Pipseeker Pipeline

Pipseeker pipeline

Pipeline overview

Each pipeline contains two processes.

PipseekerFull: Run pipseeker full on each sample.
PipseekerSummary: Summarize the results from each sample.

Input files

Each sample should have a set of fastq files, in the format of:

[
    # fastq files for sample 1
    [
        "sample1_R1.fastq.gz",
        "sample1_R2.fastq.gz",
    ],
    # fastq files for sample 2
    [
        "sample2_R1.fastq.gz",
        "sample2_R2.fastq.gz",
    ],
    ...
]

If the ids cannot be inferred from the fastq file names, or you want to use a different id than the inferred one, you can specify the ids in the input:

input = [
    # fastq files for sample 1
    [
        "sample1_R1.fastq.gz",
        "sample1_R2.fastq.gz",
    ],
    # fastq files for sample 2
    [
        "sample2_R1.fastq.gz",
        "sample2_R2.fastq.gz",
    ],
    ...
]
ids = [
    "sampleA",
    "sampleB",
    ...
]

Configurations

input: The input fastq files for each sample. See Input files for details.
ids: The ids for each sample. See Input files for details.

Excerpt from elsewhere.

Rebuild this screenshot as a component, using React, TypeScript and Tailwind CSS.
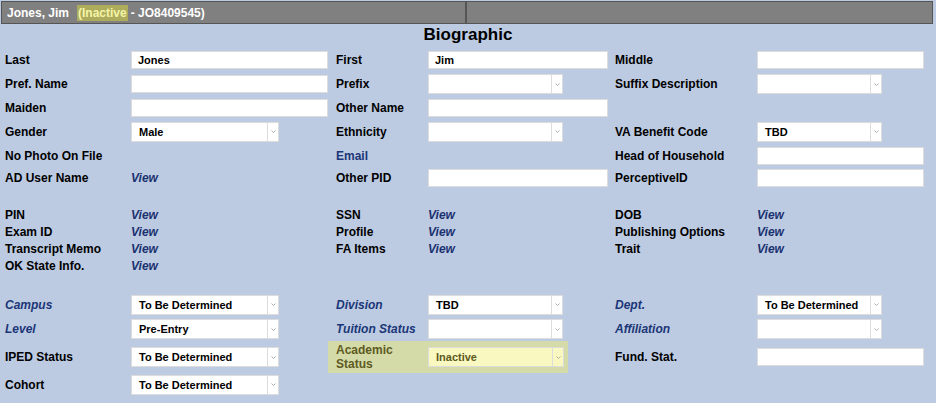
const cols = "grid grid-cols-[126px_205px_92px_187px_142px_1fr] items-center pl-[5px]";

function Label({ children, blue, italic }: { children?: React.ReactNode; blue?: boolean; italic?: boolean }) {
  return (
    <div className={`text-[12px] font-bold leading-[14px] ${blue ? "text-[#1b3677]" : "text-black"} ${italic ? "italic" : ""}`}>
      {children}
    </div>
  );
}

function TextBox({ w, value }: { w: string; value?: string }) {
  return (
    <div className={`${w} h-[18px] bg-white border border-[#dcdcdc] pl-[6px] text-[11px] font-bold leading-[16px] text-black`}>
      {value}
    </div>
  );
}

function Select({ w, value, yellow }: { w: string; value?: string; yellow?: boolean }) {
  return (
    <div className={`${w} h-[20px] flex border border-[#dcdcdc] ${yellow ? "bg-[#f8f8c0]" : "bg-white"}`}>
      <div className={`flex-1 pl-[7px] text-[11px] font-bold leading-[18px] ${yellow ? "text-[#5d5a22]" : "text-black"}`}>{value}</div>
      <div className="w-[11px] border-l border-[#dcdcdc] flex items-center justify-center">
        <svg width="5" height="3" viewBox="0 0 5 3">
          <path d="M0.5 0.5 L2.5 2.5 L4.5 0.5" fill="none" stroke="#9a9a9a" strokeWidth="0.8" />
        </svg>
      </div>
    </div>
  );
}

function View() {
  return <div className="text-[12px] font-bold italic text-[#1a3170] leading-[14px]">View</div>;
}

export default function App() {
  return (
    <div className="w-[936px] h-[403px] bg-[#bdcbe2] overflow-hidden" style={{ fontFamily: '"Liberation Sans", Arial, sans-serif' }}>
      {/* Header bar */}
      <div className="pt-px px-px">
        <div className="h-[23px] w-[932px] flex bg-[#808080] border border-[#555]">
          <div className="w-[463px] flex items-center pl-[5px] text-[12px] font-bold text-white">
            <span>Jones, Jim</span>
            <span className="ml-[8px] bg-[#acac5c] text-[#f4f4a8] px-px leading-[16px]">(Inactive</span>
            <span className="ml-[3px]">- JO8409545)</span>
          </div>
          <div className="flex-1 border-l-2 border-[#555]" />
        </div>
      </div>

      <div className="h-[24px] text-center text-[17px] font-bold text-black leading-[22px]">Biographic</div>

      {/* Name rows */}
      <div className={`${cols} h-[24px]`}>
        <Label>Last</Label>
        <TextBox w="w-[197px]" value="Jones" />
        <Label>First</Label>
        <TextBox w="w-[180px]" value="Jim" />
        <Label>Middle</Label>
        <TextBox w="w-[167px]" />
      </div>
      <div className={`${cols} h-[24px]`}>
        <Label>Pref. Name</Label>
        <TextBox w="w-[197px]" />
        <Label>Prefix</Label>
        <Select w="w-[135px]" />
        <Label>Suffix Description</Label>
        <Select w="w-[125px]" />
      </div>
      <div className={`${cols} h-[23px]`}>
        <Label>Maiden</Label>
        <TextBox w="w-[197px]" />
        <Label>Other Name</Label>
        <TextBox w="w-[180px]" />
        <div />
        <div />
      </div>
      <div className={`${cols} h-[25px]`}>
        <Label>Gender</Label>
        <Select w="w-[148px]" value="Male" />
        <Label>Ethnicity</Label>
        <Select w="w-[135px]" />
        <Label>VA Benefit Code</Label>
        <Select w="w-[125px]" value="TBD" />
      </div>
      <div className={`${cols} h-[23px]`}>
        <Label>No Photo On File</Label>
        <div />
        <Label blue>Email</Label>
        <div />
        <Label>Head of Household</Label>
        <TextBox w="w-[167px]" />
      </div>
      <div className={`${cols} h-[22px]`}>
        <Label>AD User Name</Label>
        <View />
        <Label>Other PID</Label>
        <TextBox w="w-[180px]" />
        <Label>PerceptiveID</Label>
        <TextBox w="w-[167px]" />
      </div>

      {/* View links */}
      <div className="h-[17px]" />
      <div className={`${cols} h-[17px]`}>
        <Label>PIN</Label>
        <View />
        <Label>SSN</Label>
        <View />
        <Label>DOB</Label>
        <View />
      </div>
      <div className={`${cols} h-[17px]`}>
        <Label>Exam ID</Label>
        <View />
        <Label>Profile</Label>
        <View />
        <Label>Publishing Options</Label>
        <View />
      </div>
      <div className={`${cols} h-[17px]`}>
        <Label>Transcript Memo</Label>
        <View />
        <Label>FA Items</Label>
        <View />
        <Label>Trait</Label>
        <View />
      </div>
      <div className={`${cols} h-[17px]`}>
        <Label>OK State Info.</Label>
        <View />
      </div>

      {/* Status rows */}
      <div className="h-[18px]" />
      <div className={`${cols} h-[25px]`}>
        <Label blue italic>Campus</Label>
        <Select w="w-[148px]" value="To Be Determined" />
        <Label blue italic>Division</Label>
        <Select w="w-[135px]" value="TBD" />
        <Label blue italic>Dept.</Label>
        <Select w="w-[125px]" value="To Be Determined" />
      </div>
      <div className={`${cols} h-[24px]`}>
        <Label blue italic>Level</Label>
        <Select w="w-[148px]" value="Pre-Entry" />
        <Label blue italic>Tuition Status</Label>
        <Select w="w-[135px]" />
        <Label blue italic>Affiliation</Label>
        <Select w="w-[125px]" />
      </div>
      <div className={`${cols} h-[32px]`}>
        <Label>IPED Status</Label>
        <Select w="w-[148px]" value="To Be Determined" />
        <div className="col-span-2 -ml-[8px] w-[240px] h-[32px] bg-[#d4dba8] flex items-center">
          <div className="w-[100px] pl-[8px] text-[12px] font-bold leading-[14px] text-[#5d5a22]">
            Academic
            <br />
            Status
          </div>
          <Select w="w-[136px]" value="Inactive" yellow />
        </div>
        <Label>Fund. Stat.</Label>
        <TextBox w="w-[167px]" />
      </div>
      <div className={`${cols} h-[23px]`}>
        <Label>Cohort</Label>
        <Select w="w-[148px]" value="To Be Determined" />
      </div>
    </div>
  );
}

Other than the input, you should provide other configurations to the processes to each individual process. Check the documentation of each process for more details.

Reference

To run the pipeline, you need to provide the reference genome for the pipseeker pipeline. You can provide the reference genome in the configuration:

[PipseekerFull.envs]
ref = "/path/to/reference"

To obtain the reference genome, please refer to:

https://www.fluentbio.com/resources/pipseeker-downloads/#-mapping-references

You can also provide cell type annotation reference:

https://www.fluentbio.com/resources/pipseeker-downloads/#annotation-references

Docker image

You can use the docker image biopipen/pipseeker-pipeline to run the pipeline. The image contains the pipseeker software and the biopipen package. It is also built with an example dataset for you to test the pipeline:

/example/example-data/Sample1_Sub_R1.fastq.gz
/example/example-data/Sample1_Sub_R2.fastq.gz
/example/example-data/Sample2_Sub_R1.fastq.gz
/example/example-data/Sample2_Sub_R2.fastq.gz

A reference for test is also provided at /example/example-data/STAR_test_index.

A sample configuration file is also provided at /biopipen/docker/pipseeker_pipeline/PipseekerPipeline.config.toml.

Note that the docker image was not built with the reference genome. You need to provide the reference genome by yourself.